A Fish Has No Word For Water by Violet Blue

A Fish Has No Word For Water by Violet Blue

Author:Violet Blue [Blue, Violet]
Language: eng
Format: epub
Publisher: Digita Publications


It was getting colder and San Francisco’s tourists had made their exodus. Sleeping outside worsened as the air chilled and the ground hardened. Rooftops and the park were okay, but mornings were achy, painful.

I was completely homeless now. It was life lived at one extreme or another -- I was either dead tired, or amped on adrenaline and hyper-vigilance -- yet the hours stretched. And I’ll tell you: Boredom and hopelessness is a toxic cocktail. To dull the pain and kill the boredom, people around me did dope, speed, or anything and everything. I understood why. But I was determined not to become my mother.

Rogue and I were working on a D&D campaign one morning at the cafe when Frank and Joey sent us on a mission to rustle up their late dog walker, Jimmy, who was apparently sleeping one off in Frank and Joey’s van, which we called the “murder van” -- because it looked like one.

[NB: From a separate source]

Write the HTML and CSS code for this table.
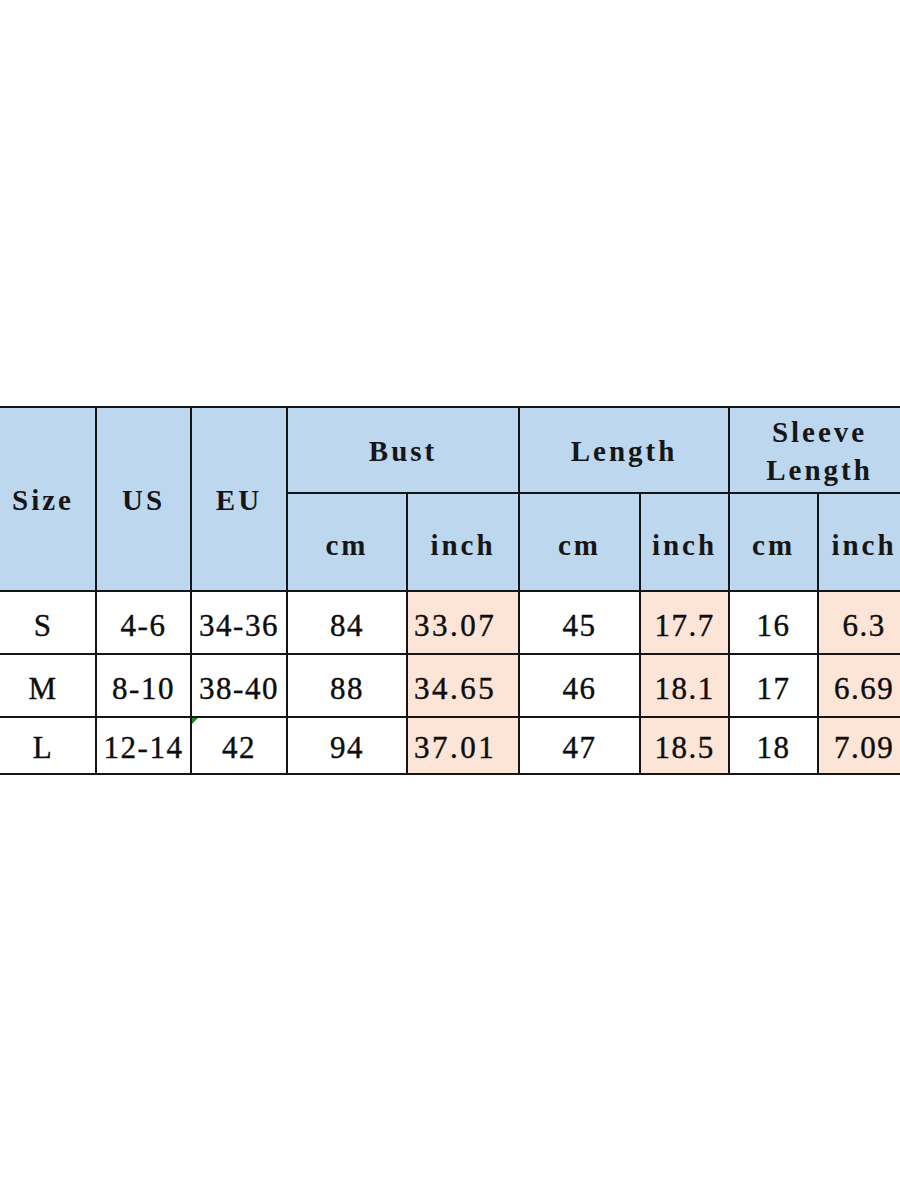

I walked with Rogue along a row of rummy-junkies laying on the sidewalk at various angles, men warming themselves in the South of Market sun. SOMA’s windless heat cooked their odors into the air, turning our walk down the alley into a noxious gauntlet of piss, shit, and rotten shoes. We were the early morning search and rescue team. Rogue spotted the murder van and we honed in.

“Wait,” Rogue said quietly, holding up her hand. I smiled, thinking she had a plan to prank Jimmy. An oversleeping penalty. We stood two parked cars away from the van. “Stay here,” she said. I stayed.

Rogue walked over and looked at the side mirror, then quickly peered inside. Her mohawk looked like a rooster comb in profile, peeking in the van’s window. She turned around and walked back to me. She wasn’t smiling. “Let’s go.”

“Wait,” I said, “what’s going on?”

“You don’t want to know,” she said. “Let’s just go.”

“What do you mean?” I started walking to the van. Whatever it was, I had to know.

“Don’t!” Rogue hissed, barely above a whisper. “You don’t want to look in there.”

I followed Rogue’s previous steps, carefully looking in the side mirror first. It was hard to see into the van’s dark interior. After half a second my eyes caught movement. Slow, rolling movement. I blinked the image into focus. Lisa moving, arching her back on top of Jimmy, and Jimmy’s hands rising to meet her pale skin.

I backed away from the van. “Oh,” I said quietly. Rogue came over and took my hand, leading me back toward the cafe.

Rogue could’ve said ‘I told you so’ when we were walking but she didn’t. Instead, she just said, “I’m sorry.”

I asked if we could walk for a little bit. I waited for her outside the cafe while she went in to tell Frank and Joey that Jimmy was on his own. She came out with two mochas in paper cups. “Soy, like you like,” she said, handing me the treat. We walked.

“Do you want to talk about it?” She asked. “I’m fine either way.